→ **Work required**
Starting at the first line of the listing below, repeat each line up to and including the one containing "정기검사유효기간, 자동차저당에 관한". Leave out pictures.

→ **Provided data**
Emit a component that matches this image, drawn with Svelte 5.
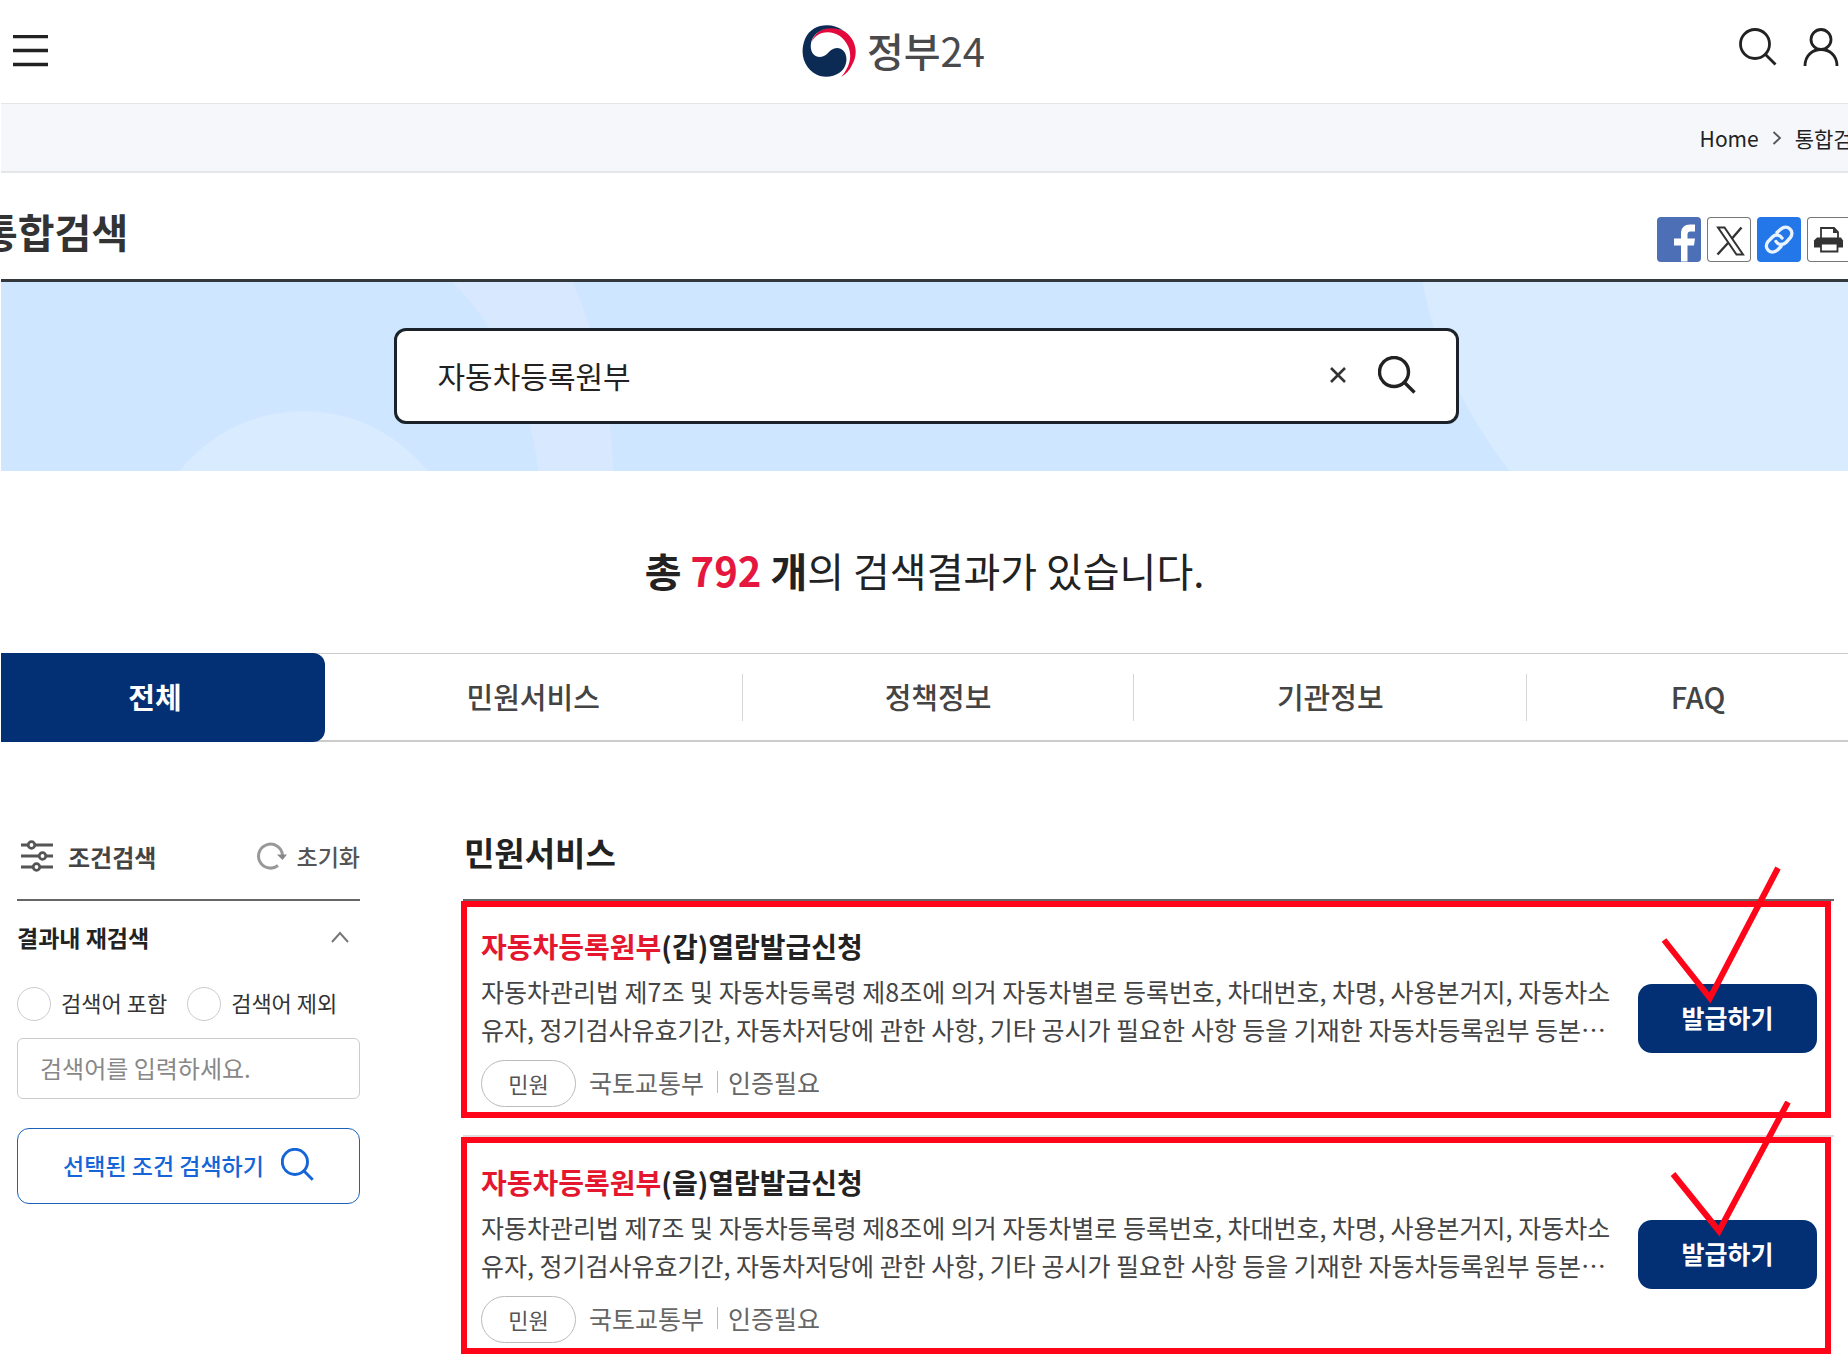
<script>
	let keyword = $state("자동차등록원부");
	let within = $state("");
	let mode = $state("");
	let open = $state(true);
	let current = $state("전체");

	const tabs = ["전체", "민원서비스", "정책정보", "기관정보", "FAQ"];

	const line1 = "자동차관리법 제7조 및 자동차등록령 제8조에 의거 자동차별로 등록번호, 차대번호, 차명, 사용본거지, 자동차소";
	const line2 = "유자, 정기검사유효기간, 자동차저당에 관한 사항, 기타 공시가 필요한 사항 등을 기재한 자동차등록원부 등본⋯";

	const items = [
		{ kind: "(갑)", check: "M13 75 L59 133 L127 3" },
		{ kind: "(을)", check: "M22 73 L68 130 L137 1" },
	];

	const reset = () => {
		mode = "";
		within = "";
	};
</script>

{#snippet searchIcon(width)}
	<svg viewBox="0 0 38 38" fill="none" stroke="currentColor" stroke-width={width} aria-hidden="true">
		<circle cx="16" cy="16" r="14.5" />
		<path d="M26.5 26.5 L36.5 36.5" />
	</svg>
{/snippet}

<div class="page">
	<header>
		<button class="icon menu" aria-label="전체메뉴">
			<svg viewBox="0 0 35 32" aria-hidden="true">
				<path d="M0 1.5h35M0 15.5h35M0 29.5h35" stroke="#222" stroke-width="3.4" />
			</svg>
		</button>
		<a class="logo" href="#home">
			<svg viewBox="0 0 54 54" aria-hidden="true">
				<path d="M9.5 17 C14 3 28 -1 42 6 C54 14 57 28 50 40 C48 45 44 49 39 52 C47 43 51 32 46 21 C41 10 30 5 20 8 C14 10 12 13 9.5 17Z" fill="#e4093c" />
				<path d="M42 6 C30 -3 10 -2 3 14 C-4 32 5 47 18 51 C30 54 42 48 44 38 C46 29 41 23 35 23 C27 23 26 32 18 32 C11 32 7 25 9.5 16 C14 4 28 0 42 6Z" fill="#0b2b55" />
			</svg>
			<span>정부<span class="num">24</span></span>
		</a>
		<div class="tools">
			<button class="icon" aria-label="검색">{@render searchIcon(2.8)}</button>
			<button class="icon user" aria-label="로그인">
				<svg viewBox="0 0 36 38" fill="none" stroke="#222" stroke-width="2.8" aria-hidden="true">
					<circle cx="18" cy="11.5" r="10" />
					<path d="M2 38 C2 16 34 16 34 38" />
				</svg>
			</button>
		</div>
	</header>

	<nav class="crumbs" aria-label="현재 위치">
		<a href="#home">Home</a>
		<svg viewBox="0 0 10 16" aria-hidden="true"><path d="M1.5 2 L8 8 L1.5 14" fill="none" stroke="#555" stroke-width="1.8" /></svg>
		<a href="#search">통합검색</a>
	</nav>

	<div class="titlebar">
		<h1>통합검색</h1>
		<div class="share">
			<button class="fb" aria-label="페이스북">
				<svg viewBox="0 0 44 44" aria-hidden="true">
					<path d="M24 44 V28 H17 V21 H24 V16 C24 10 28 7 33 7 H38 V14 H34 C31 14 30.5 15.5 30.5 18 V21 H38 L37 28 H30.5 V44Z" fill="#fff" />
				</svg>
			</button>
			<button class="outline" aria-label="X">
				<svg viewBox="0 0 44 44" fill="none" stroke="#333" aria-hidden="true">
					<path d="M11 10 H17.5 L36 37 H29.5Z" stroke-width="2" />
					<path d="M34.5 10 L25 21 M21 25.5 L10.5 37" stroke-width="2.4" />
				</svg>
			</button>
			<button class="link" aria-label="링크 복사">
				<svg viewBox="0 0 44 44" fill="none" stroke="#e8f3ff" stroke-width="3.4" stroke-linecap="round" aria-hidden="true">
					<path d="M20 15 L24 11.5 C30 6.5 38 13 33.5 20 L29 25 C26 28 21 27.5 19 24" />
					<path d="M24 29 L20.5 32.5 C14 38 6 31 11 24 L15.5 19.5 C18.5 16.5 23 17 25 20.5" />
				</svg>
			</button>
			<button class="outline" aria-label="인쇄">
				<svg viewBox="0 0 44 44" aria-hidden="true">
					<path d="M14 21 V10.5 H27 L31 14.5 V21" fill="#fff" stroke="#333" stroke-width="1.8" />
					<path d="M26 10 V15.5 H31Z" fill="#333" />
					<path d="M10 20 H34 L36 23 V30 H7 V23Z" fill="#333" />
					<path d="M14 26 H30.5 V34 H14Z" fill="#fff" stroke="#333" stroke-width="1.8" />
				</svg>
			</button>
		</div>
	</div>

	<form class="hero" onsubmit={(e) => e.preventDefault()}>
		<svg class="shapes" viewBox="0 0 1848 189" preserveAspectRatio="xMidYMid slice" aria-hidden="true">
			<path d="M452 0 Q522 70 538 189 H613 Q608 80 572 0Z" fill="#d8e9ff" />
			<circle cx="303" cy="287" r="158" fill="#d9ecff" />
			<path d="M1422 0 Q1440 100 1509 189 H1848 V0Z" fill="#d9ebfe" />
		</svg>
		<div class="searchbox">
			<input type="text" aria-label="검색어" bind:value={keyword} />
			<button type="button" class="icon clear" aria-label="지우기" onclick={() => (keyword = "")}>
				<svg viewBox="0 0 18 18" aria-hidden="true"><path d="M2 2 L16 16 M16 2 L2 16" stroke="#333" stroke-width="2.6" /></svg>
			</button>
			<button class="icon" aria-label="검색">{@render searchIcon(3.4)}</button>
		</div>
	</form>

	<p class="count"><b>총 <em>792</em> 개</b>의 검색결과가 있습니다.</p>

	<div class="tabs" role="tablist">
		{#each tabs as tab}
			<button role="tab" aria-selected={tab === current} class:active={tab === current} onclick={() => (current = tab)}>
				<span>{tab}</span>
			</button>
		{/each}
	</div>

	<div class="content">
		<aside>
			<div class="side-head">
				<svg class="filter" viewBox="0 0 32 32" fill="none" stroke="#555" stroke-width="2.8" aria-hidden="true">
					<path d="M0 5h7M14 5h18M0 16h18M25 16h7M0 27h12M19 27h13" />
					<circle cx="10.5" cy="5" r="3.3" />
					<circle cx="21.5" cy="16" r="3.3" />
					<circle cx="15.5" cy="27" r="3.3" />
				</svg>
				<h2>조건검색</h2>
				<button class="reset" onclick={reset}>
					<svg viewBox="0 0 30 30" aria-hidden="true">
						<path d="M25.5 14 A12 12 0 1 0 21 24.5" fill="none" stroke="#999" stroke-width="3" />
						<path d="M20 13.5 H30 L25.5 19Z" fill="#888" />
					</svg>
					초기화
				</button>
			</div>

			<button class="fold" aria-expanded={open} onclick={() => (open = !open)}>
				결과내 재검색
				<svg viewBox="0 0 20 12" aria-hidden="true"><path d="M2 11 L10 2 L18 11" fill="none" stroke="#777" stroke-width="2" /></svg>
			</button>

			{#if open}
				<div class="radios">
					<label><input type="radio" name="mode" value="in" bind:group={mode} /><span>검색어 포함</span></label>
					<label><input type="radio" name="mode" value="out" bind:group={mode} /><span>검색어 제외</span></label>
				</div>
				<input class="within" type="text" aria-label="결과내 검색어" placeholder="검색어를 입력하세요." bind:value={within} />
			{/if}

			<button class="apply">선택된 조건 검색하기 {@render searchIcon(3.4)}</button>
		</aside>

		<main>
			<h2>민원서비스</h2>
			<ul>
				{#each items as item}
					<li>
						<article>
							<div class="text">
								<h3><a href="#detail"><mark>자동차등록원부</mark>{item.kind}열람발급신청</a></h3>
								<p class="desc">{line1}<br />{line2}</p>
								<div class="meta">
									<span class="badge">민원</span>
									<span class="dept">국토교통부</span>
									<span class="auth">인증필요</span>
								</div>
							</div>
							<button class="issue">발급하기</button>
							<svg class="check" viewBox="0 0 140 140" aria-hidden="true">
								<path d={item.check} fill="none" stroke="#ff0519" stroke-width="6" />
							</svg>
						</article>
					</li>
				{/each}
			</ul>
		</main>
	</div>
</div>

<style>
	:global(body) {
		margin: 0;
		background: #fff;
	}
	.page {
		font-family: "Noto Sans CJK KR", "Noto Sans", sans-serif;
		color: #222;
		overflow: hidden;
		padding: 0 0 5px 1px;
	}
	button, input {
		font: inherit;
		color: inherit;
		margin: 0;
	}
	button {
		padding: 0;
		border: 0;
		background: none;
		cursor: pointer;
		white-space: nowrap;
	}
	a {
		color: inherit;
		text-decoration: none;
	}
	svg {
		display: block;
		flex: none;
	}
	h1, h2, h3, p, ul {
		margin: 0;
		padding: 0;
	}

	header {
		display: flex;
		justify-content: space-between;
		align-items: center;
		height: 103px;
		padding: 0 9px 0 12px;
		border-bottom: 1px solid #e3e5e8;
	}
	.icon svg {
		width: 38px;
		height: 38px;
	}
	.menu {
		padding-bottom: 2px;
	}
	.menu svg {
		width: 35px;
		height: 32px;
	}
	.logo {
		display: flex;
		align-items: center;
		gap: 11px;
		font-size: 40px;
		line-height: 50px;
		font-weight: 500;
		color: #4a4a4c;
	}
	.logo svg {
		width: 54px;
		height: 54px;
	}
	.logo > span {
		padding-bottom: 4px;
	}
	.num {
		font-weight: 400;
	}
	.tools {
		display: flex;
		gap: 26px;
		padding-bottom: 9px;
	}
	.user svg {
		width: 36px;
	}

	.crumbs {
		display: flex;
		justify-content: flex-end;
		align-items: center;
		gap: 13px;
		height: 67px;
		margin-right: -24px;
		font-size: 21px;
		background: #f5f7fb;
		border-bottom: 2px solid #e4e6ea;
	}
	.crumbs svg {
		width: 10px;
		height: 16px;
	}

	.titlebar {
		display: flex;
		justify-content: space-between;
		align-items: flex-start;
		margin: 0 -3px 0 0;
		padding: 36px 0 17px;
		border-bottom: 3px solid #33383d;
	}
	h1 {
		margin-left: -20px;
		font-size: 40px;
		line-height: 44px;
		color: #333;
	}
	.share {
		display: flex;
		gap: 6px;
		padding-top: 8px;
	}
	.share button {
		width: 44px;
		height: 45px;
		border-radius: 4px;
		overflow: hidden;
	}
	.share svg {
		width: 44px;
		height: 45px;
	}
	.share .fb {
		background: #4c6fb5;
	}
	.share .link {
		background: #2377e8;
	}
	.share .outline {
		box-shadow: inset 0 0 0 1px #777;
	}

	.hero {
		position: relative;
		padding: 46px 22px 47px 25px;
		background: #cee6ff;
	}
	.shapes {
		position: absolute;
		inset: 0;
		width: 100%;
		height: 100%;
	}
	.searchbox {
		position: relative;
		display: flex;
		align-items: center;
		gap: 31px;
		box-sizing: border-box;
		max-width: 1065px;
		height: 96px;
		margin: 0 auto;
		padding: 0 40px 2px 41px;
		border: 3px solid #1b2229;
		border-radius: 12px;
		background: #fff;
	}
	.searchbox input {
		flex: 1;
		min-width: 0;
		padding: 0;
		border: 0;
		outline: none;
		background: none;
		font-size: 30px;
		line-height: 44px;
	}
	.clear svg {
		width: 18px;
		height: 18px;
	}

	.count {
		margin: 69px 0 53px;
		font-size: 40px;
		line-height: 60px;
		text-align: center;
	}
	.count em {
		font-style: normal;
		color: #e5173f;
	}

	.tabs {
		display: grid;
		grid-template-columns: 324fr 418fr 392fr 393fr 342fr;
		height: 86px;
		margin-right: -21px;
		border-top: 1px solid #ccc;
		border-bottom: 2px solid #ccc;
	}
	.tabs button {
		display: flex;
		align-items: center;
		justify-content: center;
		font-size: 29px;
		font-weight: 500;
		color: #444;
	}
	.tabs span {
		flex: 1;
		padding-bottom: 3px;
		line-height: 44px;
	}
	.tabs button:not(:last-child) span {
		border-right: 1px solid #d5d5d5;
	}
	.tabs .active {
		margin: -1px 0 -2px;
		padding-right: 16px;
		border-radius: 0 12px 12px 0;
		background: #032f74;
		color: #fff;
		font-weight: 700;
	}
	.tabs .active:not(:last-child) span {
		border-right: 0;
	}

	.content {
		display: flex;
		gap: 103px;
		margin-top: 80px;
		padding: 0 14px 0 16px;
	}
	aside {
		flex: none;
		width: 343px;
	}
	.side-head {
		display: flex;
		align-items: center;
		box-sizing: border-box;
		height: 79px;
		padding: 0 0 9px 4px;
		border-bottom: 2px solid #666;
	}
	.filter {
		width: 32px;
		height: 32px;
		margin-right: 15px;
	}
	.side-head h2 {
		font-size: 24px;
		color: #444;
	}
	.reset {
		display: flex;
		align-items: center;
		gap: 10px;
		margin-left: auto;
		font-size: 23px;
		font-weight: 500;
		color: #555;
	}
	.reset svg {
		width: 30px;
		height: 30px;
	}
	.fold {
		display: flex;
		justify-content: space-between;
		align-items: center;
		width: 100%;
		height: 34px;
		margin-top: 19px;
		padding-right: 10px;
		font-size: 23px;
		font-weight: 700;
	}
	.fold svg {
		width: 20px;
		height: 12px;
	}
	.radios {
		display: flex;
		gap: 20px;
		margin: 32px 0 17px;
	}
	.radios label {
		display: flex;
		align-items: center;
		gap: 10px;
		height: 35px;
		font-size: 22px;
		white-space: nowrap;
		color: #333;
	}
	.radios span {
		padding-bottom: 3px;
	}
	.radios input {
		appearance: none;
		width: 34px;
		height: 34px;
		border: 1px solid #ccc;
		border-radius: 50%;
	}
	.radios input:checked {
		border: 10px solid #032f74;
	}
	.within {
		box-sizing: border-box;
		width: 100%;
		height: 61px;
		padding: 0 22px 2px;
		border: 1px solid #ccc;
		border-radius: 6px;
		font-size: 24px;
	}
	.within::placeholder {
		color: #888;
		opacity: 1;
	}
	.apply {
		display: flex;
		align-items: center;
		justify-content: center;
		gap: 17px;
		box-sizing: border-box;
		width: 100%;
		height: 76px;
		margin-top: 29px;
		padding-bottom: 3px;
		border: 1px solid #1a63b8;
		border-radius: 12px;
		font-size: 23px;
		font-weight: 500;
		color: #1565d8;
	}
	.apply svg {
		width: 33px;
		height: 33px;
	}

	main {
		flex: 1;
		min-width: 0;
	}
	main h2 {
		display: flex;
		align-items: center;
		box-sizing: border-box;
		height: 79px;
		padding: 0 0 18px 1px;
		border-bottom: 2px solid #666;
		font-size: 33px;
	}
	ul {
		list-style: none;
	}
	li + li {
		margin-top: 17px;
		border-top: 2px solid #ddd;
	}
	article {
		position: relative;
		display: flex;
		justify-content: space-between;
		align-items: center;
		margin: 0 3px 0 -2px;
		padding: 19px 8px 5px 14px;
		border: 6px solid #ff0519;
	}
	h3 {
		font-size: 28px;
		line-height: 40px;
	}
	mark {
		background: none;
		color: #e5172f;
	}
	.desc {
		margin: 6px 0 12px;
		font-size: 25px;
		line-height: 38px;
		white-space: nowrap;
		color: #444;
	}
	.meta {
		display: flex;
		align-items: center;
		font-size: 25px;
		color: #666;
	}
	.dept, .auth {
		margin-bottom: 3px;
	}
	.badge {
		display: flex;
		align-items: center;
		justify-content: center;
		box-sizing: border-box;
		width: 95px;
		height: 47px;
		margin-right: 13px;
		padding-bottom: 2px;
		border: 1px solid #bbb;
		border-radius: 24px;
		font-size: 22px;
		color: #555;
	}
	.auth {
		margin-left: 13px;
		padding-left: 10px;
		border-left: 1px solid #bbb;
		line-height: 22px;
	}
	.issue {
		flex: none;
		width: 179px;
		height: 69px;
		margin-top: 4px;
		padding-bottom: 3px;
		border-radius: 14px;
		background: #032f74;
		color: #fff;
		font-size: 25px;
		font-weight: 700;
	}
	/* hand-drawn tick, reaches above the frame */
	.check {
		position: absolute;
		top: -42px;
		right: 34px;
		width: 140px;
		height: 140px;
		pointer-events: none;
	}
</style>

→ **Answer**
Emit a component that matches this image, drawn with Svelte 5.
<script>
	let keyword = $state("자동차등록원부");
	let within = $state("");
	let mode = $state("");
	let open = $state(true);
	let current = $state("전체");

	const tabs = ["전체", "민원서비스", "정책정보", "기관정보", "FAQ"];

	const line1 = "자동차관리법 제7조 및 자동차등록령 제8조에 의거 자동차별로 등록번호, 차대번호, 차명, 사용본거지, 자동차소";
	const line2 = "유자, 정기검사유효기간, 자동차저당에 관한 사항, 기타 공시가 필요한 사항 등을 기재한 자동차등록원부 등본⋯";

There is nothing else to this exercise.